In further evidence of the growing popularity of drones for commercial purposes, the Federal Aviation Authority (FAA) this week revealed it has granted more than 1,000 exemptions to existing drone laws.
It doesn't feel like all that long ago the FAA began the onerous process of sifting through applications from companies wanting to use drones as part of their operations. Starting with a single aerial surveying company in Alaska in June last year, it has progressed to a bunch of Hollywood film studios and has since expanded to include realtors and news organization CNN.

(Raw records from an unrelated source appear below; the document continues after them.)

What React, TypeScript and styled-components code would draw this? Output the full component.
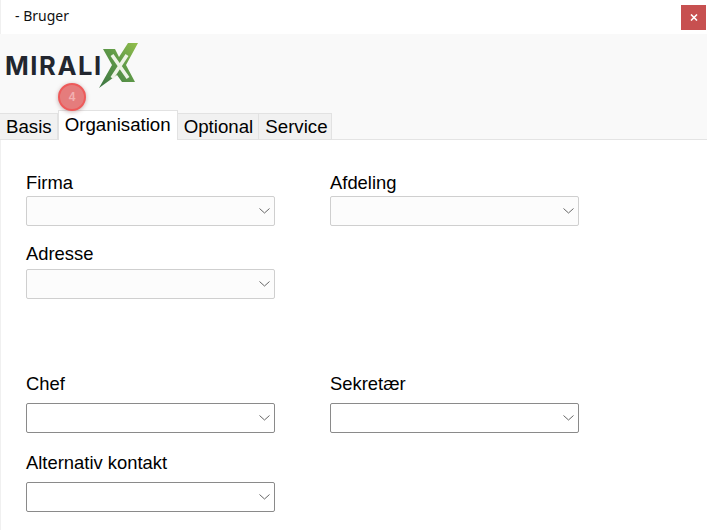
import styled, { createGlobalStyle } from "styled-components";

const GlobalStyle = createGlobalStyle`
  html, body {
    margin: 0;
    padding: 0;
    background: #fff;
  }
  body {
    font-family: "Liberation Sans", Arial, sans-serif;
    color: #000;
  }
`;

const Window = styled.div`
  width: 707px;
  height: 530px;
  overflow: hidden;
  display: flex;
  flex-direction: column;
  background: #fff;
  box-shadow: inset 1px 0 0 #f0f0f0;
`;

const TitleBar = styled.div`
  height: 34px;
  flex: none;
  display: flex;
  align-items: flex-start;
  justify-content: space-between;
  padding: 5px 1px 0 15px;
  box-sizing: border-box;
`;

const Title = styled.span`
  font-family: "Noto Sans", sans-serif;
  font-size: 14px;
  line-height: 22px;
  color: #111;
`;

const CloseButton = styled.div`
  width: 25px;
  height: 25px;
  background: #c75050;
  display: flex;
  align-items: center;
  justify-content: center;
`;

const Header = styled.div`
  height: 106px;
  flex: none;
  display: flex;
  flex-direction: column;
  justify-content: space-between;
  background: #f9f9f9;
  border-bottom: 1px solid #e4e4e4;
  box-sizing: border-box;
  position: relative;
`;

const Logo = styled.div`
  display: flex;
  align-items: flex-start;
  padding: 9px 0 0 5px;
  height: 47px;
`;

const LogoText = styled.span`
  font-family: Inter, "Liberation Sans", sans-serif;
  font-weight: 700;
  font-size: 25.5px;
  line-height: 30px;
  letter-spacing: 1.6px;
  color: #22262f;
  margin-top: 8px;
  width: 94px;
  flex: none;
  white-space: nowrap;
`;

const LogoMark = styled.svg`
  flex: none;
`;

const StepBadge = styled.div`
  position: absolute;
  left: 58px;
  top: 49px;
  width: 28px;
  height: 28px;
  border-radius: 50%;
  background: #e57c7c;
  border: 2px solid #ee5a5a;
  box-sizing: border-box;
  box-shadow: 0 1px 4px rgba(120, 60, 60, 0.4);
  display: flex;
  align-items: center;
  justify-content: center;
  font-size: 12px;
  font-weight: 700;
  color: #f2b0b0;
`;

const TabRow = styled.div`
  display: flex;
  align-items: flex-end;
  margin-bottom: -1px;
`;

const Tab = styled.div<{ $active?: boolean }>`
  box-sizing: border-box;
  height: ${(p) => (p.$active ? 30 : 27)}px;
  padding: 0 ${(p) => (p.$active ? 6 : 5)}px 0 6px;
  font-size: 18.7px;
  line-height: ${(p) => (p.$active ? 27 : 26)}px;
  background: ${(p) => (p.$active ? "#fff" : "#f1f1f1")};
  border: 1px solid #e2e2e2;
  border-bottom: ${(p) => (p.$active ? "none" : "1px solid #e2e2e2")};
  border-left: ${(p) => (p.$active ? "1px solid #e2e2e2" : "none")};
  white-space: nowrap;

  &:last-child {
    padding-right: 3px;
  }
`;

const Content = styled.div`
  padding: 33px 0 0 26px;
  display: flex;
  flex-direction: column;
`;

const Row = styled.div<{ $gap: number }>`
  display: flex;
  gap: 55px;
  margin-bottom: ${(p) => p.$gap}px;
`;

const Field = styled.div`
  width: 249px;
  display: flex;
  flex-direction: column;
`;

const Label = styled.label<{ $space: number }>`
  font-size: 18.4px;
  line-height: 20px;
  margin-bottom: ${(p) => p.$space}px;
  white-space: nowrap;
`;

const Select = styled.div<{ $disabled?: boolean }>`
  height: 30px;
  box-sizing: border-box;
  border: 1px solid ${(p) => (p.$disabled ? "#cfcfcf" : "#8a8a8a")};
  border-radius: 2px;
  background: ${(p) => (p.$disabled ? "#fcfcfc" : "#fff")};
  display: flex;
  align-items: center;
  justify-content: flex-end;
  padding-right: 4px;
`;

const Chevron = () => (
  <svg width="11" height="6" viewBox="0 0 11 6" fill="none">
    <path d="M0.5 0.5 L5.5 5 L10.5 0.5" stroke="#666" strokeWidth="1" />
  </svg>
);

const SelectField = ({
  label,
  disabled,
  space = 3,
}: {
  label: string;
  disabled?: boolean;
  space?: number;
}) => (
  <Field>
    <Label $space={space}>{label}</Label>
    <Select $disabled={disabled}>
      <Chevron />
    </Select>
  </Field>
);

const App = () => {
  return (
    <Window>
      <GlobalStyle />
      <TitleBar>
        <Title>- Bruger</Title>
        <CloseButton>
          <svg width="8" height="7" viewBox="0 0 8 7">
            <path d="M1 0.5 L7 6.5 M7 0.5 L1 6.5" stroke="#fff" strokeWidth="1.6" />
          </svg>
        </CloseButton>
      </TitleBar>
      <Header>
        <Logo>
          <LogoText>MIRALI</LogoText>
          <LogoMark width="40" height="47" viewBox="0 0 40 47">
            <defs>
              <linearGradient id="mx" x1="0" y1="1" x2="1" y2="0">
                <stop offset="0" stopColor="#3c7443" />
                <stop offset="0.55" stopColor="#5f9a48" />
                <stop offset="1" stopColor="#94bf4c" />
              </linearGradient>
            </defs>
            <path
              d="M4 6 H16 L20 14 L29 0 H39 L27 22 L36 39 H23 L18 32 L0 45 L13 22 Z"
              fill="url(#mx)"
            />
            <path d="M13 12 L29 35 M28 12 L13 35" stroke="#eef3e6" strokeWidth="3.5" fill="none" />
          </LogoMark>
        </Logo>
        <StepBadge>4</StepBadge>
        <TabRow>
          <Tab>Basis</Tab>
          <Tab $active>Organisation</Tab>
          <Tab>Optional</Tab>
          <Tab>Service</Tab>
        </TabRow>
      </Header>
      <Content>
        <Row $gap={18}>
          <SelectField label="Firma" disabled />
          <SelectField label="Afdeling" disabled />
        </Row>
        <Row $gap={75}>
          <SelectField label="Adresse" disabled space={5} />
        </Row>
        <Row $gap={20}>
          <SelectField label="Chef" space={9} />
          <SelectField label="Sekretær" space={9} />
        </Row>
        <Row $gap={0}>
          <SelectField label="Alternativ kontakt" space={9} />
        </Row>
      </Content>
    </Window>
  );
};

export default App;
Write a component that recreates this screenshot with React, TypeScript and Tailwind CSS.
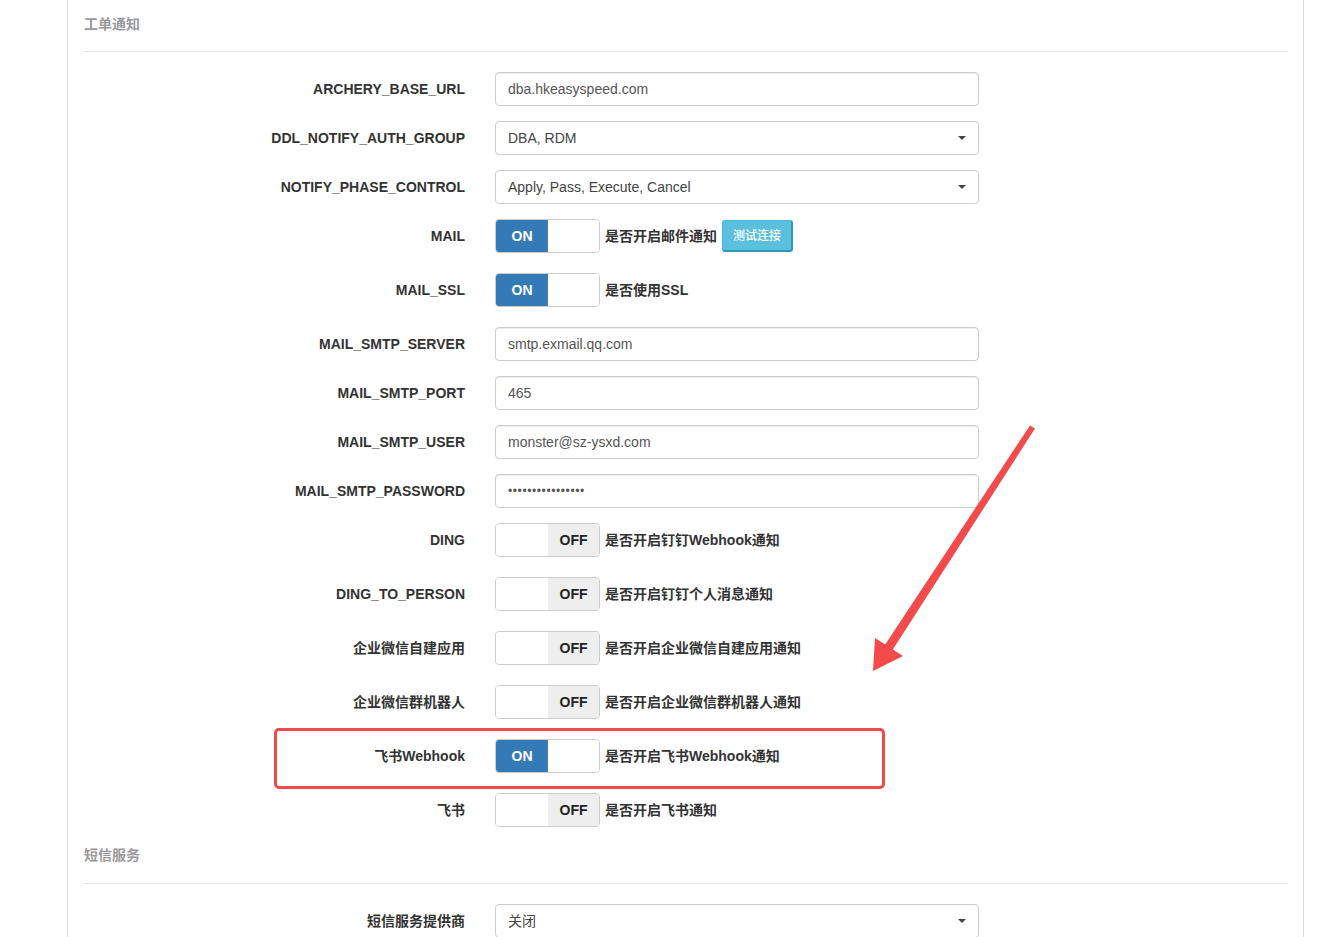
import React from "react";

const FONT = { fontFamily: '"Liberation Sans", Arial, "Noto Sans CJK SC", sans-serif' };

type Row =
  | { kind: "input"; label: string; value: string; password?: boolean }
  | { kind: "select"; label: string; value: string }
  | { kind: "toggle"; label: string; on: boolean; help: string; button?: string };

const rows: Row[] = [
  { kind: "input", label: "ARCHERY_BASE_URL", value: "dba.hkeasyspeed.com" },
  { kind: "select", label: "DDL_NOTIFY_AUTH_GROUP", value: "DBA, RDM" },
  { kind: "select", label: "NOTIFY_PHASE_CONTROL", value: "Apply, Pass, Execute, Cancel" },
  { kind: "toggle", label: "MAIL", on: true, help: "是否开启邮件通知", button: "测试连接" },
  { kind: "toggle", label: "MAIL_SSL", on: true, help: "是否使用SSL" },
  { kind: "input", label: "MAIL_SMTP_SERVER", value: "smtp.exmail.qq.com" },
  { kind: "input", label: "MAIL_SMTP_PORT", value: "465" },
  { kind: "input", label: "MAIL_SMTP_USER", value: "monster@sz-ysxd.com" },
  { kind: "input", label: "MAIL_SMTP_PASSWORD", value: "••••••••••••••••", password: true },
  { kind: "toggle", label: "DING", on: false, help: "是否开启钉钉Webhook通知" },
  { kind: "toggle", label: "DING_TO_PERSON", on: false, help: "是否开启钉钉个人消息通知" },
  { kind: "toggle", label: "企业微信自建应用", on: false, help: "是否开启企业微信自建应用通知" },
  { kind: "toggle", label: "企业微信群机器人", on: false, help: "是否开启企业微信群机器人通知" },
  { kind: "toggle", label: "飞书Webhook", on: true, help: "是否开启飞书Webhook通知" },
  { kind: "toggle", label: "飞书", on: false, help: "是否开启飞书通知" },
];

function Label({ text }: { text: string }) {
  return (
    <div className="w-[381px] shrink-0 text-right text-[14px] font-bold text-[#333] leading-[20px]">
      {text}
    </div>
  );
}

function TextBox({ value, password }: { value: string; password?: boolean }) {
  return (
    <div className="ml-[30px] flex h-[34px] w-[484px] items-center rounded-[4px] border border-[#ccc] bg-white pl-[12px] shadow-[inset_0_1px_1px_rgba(0,0,0,0.075)]">
      <span
        className={
          password
            ? "text-[12px] tracking-[0.6px] text-[#555]"
            : "text-[14px] text-[#555]"
        }
      >
        {value}
      </span>
    </div>
  );
}

function SelectBox({ value }: { value: string }) {
  return (
    <div className="ml-[30px] flex h-[34px] w-[484px] items-center justify-between rounded-[4px] border border-[#ccc] bg-white pl-[12px] pr-[12px]">
      <span className="text-[14px] text-[#444]">{value}</span>
      <span className="h-0 w-0 border-x-[4px] border-t-[4px] border-x-transparent border-t-[#444]" />
    </div>
  );
}

function Toggle({ on }: { on: boolean }) {
  return (
    <div className="ml-[30px] flex h-[34px] w-[105px] overflow-hidden rounded-[4px] border border-[#ccc] bg-white">
      {on ? (
        <>
          <div className="flex w-[52px] items-center justify-center bg-[#337ab7] text-[14px] font-bold text-white">
            ON
          </div>
          <div className="flex-1 bg-white" />
        </>
      ) : (
        <>
          <div className="w-[52px] bg-white" />
          <div className="flex flex-1 items-center justify-center bg-[#eeeeee] text-[14px] font-bold text-[#222]">
            OFF
          </div>
        </>
      )}
    </div>
  );
}

function FormRow({ row }: { row: Row }) {
  if (row.kind === "toggle") {
    return (
      <div className="mb-[20px] flex h-[34px] items-center">
        <Label text={row.label} />
        <Toggle on={row.on} />
        <span className="ml-[5px] text-[14px] font-bold text-[#333]">{row.help}</span>
        {row.button && (
          <span className="ml-[5px] flex h-[32px] w-[71px] items-center justify-center rounded-[3px] border border-[#46b8da] border-b-[2px] border-r-[2px] border-b-[#2f97b8] border-r-[#2f97b8] bg-[#5bc0de] text-[12px] font-medium text-white">
            {row.button}
          </span>
        )}
      </div>
    );
  }
  return (
    <div className="mb-[15px] flex h-[34px] items-center">
      <Label text={row.label} />
      {row.kind === "input" ? (
        <TextBox value={row.value} password={row.password} />
      ) : (
        <SelectBox value={row.value} />
      )}
    </div>
  );
}

function SectionHead({ title, first }: { title: string; first?: boolean }) {
  return (
    <div className={first ? "pt-[16px]" : ""}>
      <div className="text-[14px] font-bold leading-[16px] text-[#999]">{title}</div>
      <div className={first ? "mt-[19px] mb-[20px] h-px bg-[#e5e5e5]" : "mt-[20px] mb-[20px] h-px bg-[#e5e5e5]"} />
    </div>
  );
}

export default function App() {
  return (
    <div className="relative h-[937px] w-full overflow-hidden bg-white" style={FONT}>
      <div className="h-full pl-[67px] pr-[29px]">
        <div className="h-full border-x border-[#dddddd] pl-[16px] pr-[15px]">
          <SectionHead title="工单通知" first />
          {rows.map((r) => (
            <FormRow key={r.label} row={r} />
          ))}
          <SectionHead title="短信服务" />
          <div className="flex h-[34px] items-center">
            <Label text="短信服务提供商" />
            <SelectBox value="关闭" />
          </div>
        </div>
      </div>

      {/* annotation: red highlight box */}
      <div className="pointer-events-none absolute left-[274px] top-[728px] h-[61px] w-[611px] rounded-[5px] border-[3px] border-[#f24a4a]" />

      {/* annotation: red arrow */}
      <svg
        className="pointer-events-none absolute left-0 top-0"
        width="1333"
        height="937"
        viewBox="0 0 1333 937"
      >
        <polygon
          fill="#f34b4b"
          points="1035,428.6 892.8,649.5 903,656 873,671 875,638 885.2,644.5 1030,425.4"
        />
      </svg>
    </div>
  );
}
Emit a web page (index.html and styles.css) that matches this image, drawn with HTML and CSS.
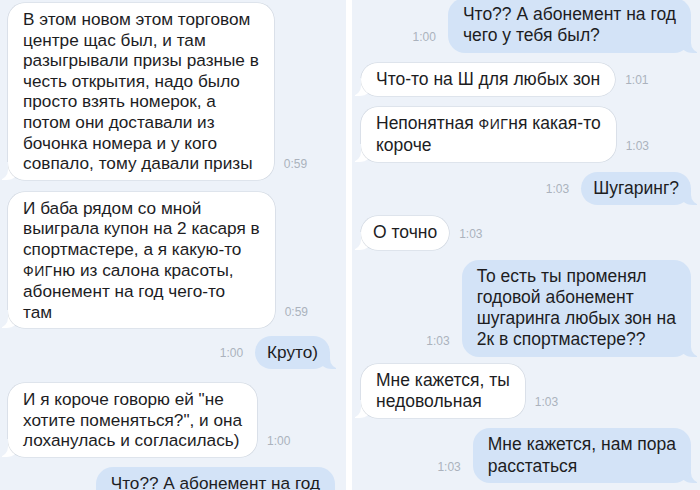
FILE: index.html
```html
<!DOCTYPE html>
<html lang="ru">
<head>
<meta charset="utf-8">
<link rel="stylesheet" href="styles.css">
</head>
<body>
<div class="screen">
  <div class="panel panel-left">
    <div class="row in r1">
      <div class="bubble">В этом новом этом торговом<br>центре щас был, и там<br>разыгрывали призы разные в<br>честь открытия, надо было<br>просто взять номерок, а<br>потом они доставали из<br>бочонка номера и у кого<br>совпало, тому давали призы</div>
      <span class="time">0:59</span>
    </div>
    <div class="row in r2">
      <div class="bubble">И баба рядом со мной<br>выиграла купон на 2 касаря в<br>спортмастере, а я какую-то<br><span class="cens">ФИГ</span>ню из салона красоты,<br>абонемент на год чего-то<br>там</div>
      <span class="time">0:59</span>
    </div>
    <div class="row out r3">
      <span class="time">1:00</span>
      <div class="bubble short">Круто)</div>
    </div>
    <div class="row in r4">
      <div class="bubble">И я короче говорю ей "не<br>хотите поменяться?", и она<br>лоханулась и согласилась)</div>
      <span class="time">1:00</span>
    </div>
    <div class="row out r5">
      <div class="bubble">Что?? А абонемент на год<br>чего у тебя был?</div>
    </div>
  </div>
  <div class="divider"></div>
  <div class="panel panel-right">
    <div class="row out s1">
      <span class="time">1:00</span>
      <div class="bubble">Что?? А абонемент на год<br>чего у тебя был?</div>
    </div>
    <div class="row in s2">
      <div class="bubble">Что-то на Ш для любых зон</div>
      <span class="time">1:01</span>
    </div>
    <div class="row in s3">
      <div class="bubble">Непонятная <span class="cens">ФИГ</span>ня какая-то<br>короче</div>
      <span class="time">1:03</span>
    </div>
    <div class="row out s4">
      <span class="time">1:03</span>
      <div class="bubble short">Шугаринг?</div>
    </div>
    <div class="row in s5">
      <div class="bubble short">О точно</div>
      <span class="time">1:03</span>
    </div>
    <div class="row out s6">
      <span class="time">1:03</span>
      <div class="bubble">То есть ты променял<br>годовой абонемент<br>шугаринга любых зон на<br>2к в спортмастере??</div>
    </div>
    <div class="row in s7">
      <div class="bubble">Мне кажется, ты<br>недовольная</div>
      <span class="time">1:03</span>
    </div>
    <div class="row out s8">
      <span class="time">1:03</span>
      <div class="bubble">Мне кажется, нам пора<br>расстаться</div>
    </div>
  </div>
</div>
</body>
</html>
```

FILE: styles.css
```css
* { box-sizing: border-box; }
html, body {
  margin: 0;
  padding: 0;
  width: 700px;
  height: 490px;
  overflow: hidden;
  background: #ffffff;
}
.screen {
  display: flex;
  width: 700px;
  height: 490px;
  font-family: "Liberation Sans", Arial, sans-serif;
  color: #1d1d1f;
}
.panel {
  height: 490px;
  overflow: hidden;
  background: #edf2f9;
  display: flex;
  flex-direction: column;
}
.panel-left {
  width: 346px;
  padding: 3px 16px 0 8px;
  --fs: 17.2px;
  --lh: 20.6px;
}
.divider {
  width: 6px;
  background: #ffffff;
}
.panel-right {
  width: 348px;
  padding: 0 9px 0 9px;
  --fs: 17.5px;
  --lh: 21.3px;
}
.row {
  display: flex;
  align-items: flex-end;
  gap: 12px;
  flex-shrink: 0;
  isolation: isolate;
}
.row.in { gap: 10px; }
.row.out { justify-content: flex-end; }
.bubble {
  position: relative;
  white-space: nowrap;
  font-size: var(--fs);
  line-height: var(--lh);
  padding: 6px 15px 6px 15px;
  border-radius: 17px;
}
.bubble.short {
  padding-left: 12px;
  padding-right: 12px;
}
.in .bubble {
  background: #ffffff;
  box-shadow: 0 0 0 0.6px rgba(150, 160, 175, 0.35);
}
.out .bubble {
  background: #d3e3f7;
}
.in .bubble::before {
  content: "";
  position: absolute;
  bottom: 0;
  left: -6px;
  width: 18px;
  height: 16px;
  background: #ffffff;
  border-bottom-right-radius: 14px 12px;
  z-index: -1;
}
.in .bubble::after {
  content: "";
  position: absolute;
  bottom: 0;
  left: -12px;
  width: 12px;
  height: 18px;
  background: #edf2f9;
  border-bottom-right-radius: 10px;
}
.out .bubble::before {
  content: "";
  position: absolute;
  bottom: 0;
  right: -6px;
  width: 18px;
  height: 16px;
  background: #d3e3f7;
  border-bottom-left-radius: 14px 12px;
  z-index: -1;
}
.out .bubble::after {
  content: "";
  position: absolute;
  bottom: 0;
  right: -12px;
  width: 12px;
  height: 18px;
  background: #edf2f9;
  border-bottom-left-radius: 10px;
}
.time {
  font-size: 12px;
  line-height: 14px;
  color: #abb2bd;
  padding-bottom: 9px;
}
.cens {
  font-size: 14px;
  letter-spacing: 0.5px;
}
.r2 { margin-top: 12px; }
.r3 { margin-top: 8px; }
.r4 { margin-top: 14px; }
.r5 { margin-top: 10px; margin-right: -5px; }
.s1 { margin-top: -2px; }
.s2 { margin-top: 10px; }
.s3 { margin-top: 11px; }
.s4 { margin-top: 9.5px; }
.s5 { margin-top: 11px; gap: 7px; }
.s6 { margin-top: 10px; }
.s7 { margin-top: 7px; }
.s8 { margin-top: 10px; }
```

In March this year, the FAA sought to streamline the process somewhat with changes to its rules around drone permits known as Section 333 exemptions. Essentially, these changes removed one of the regulatory hoops operators were made to jump through. Previously, applicants who had been granted Section 333 exemptions were still required to have their operations ticked off individually by the FAA. Now, provided the businesses meet a certain reasonable criteria, simply receiving a Section 333 exemption is your ticket to the drone zone.
This shift to a more blanket-like approach now looks to be bearing fruit, with the agency announcing its total count of Section 333 exemptions now stands at 1,008. Many of those have been applied to better-known uses for drones like aerial photography and agriculture. But the agency says the more efficient process has paved the way for new uses, such as inspecting power distribution towers and wiring, railroads and bridges (though the latter application has been floated before).
Those with Section 333 exemptions are free to fly anywhere in the US other than protected airspace like airports and the White House, so long as they keep the aircraft below 200 ft (61 m), fly during daytime, the drone weighs less than 55 lb (24 kg) and remains within the operator's line of sight.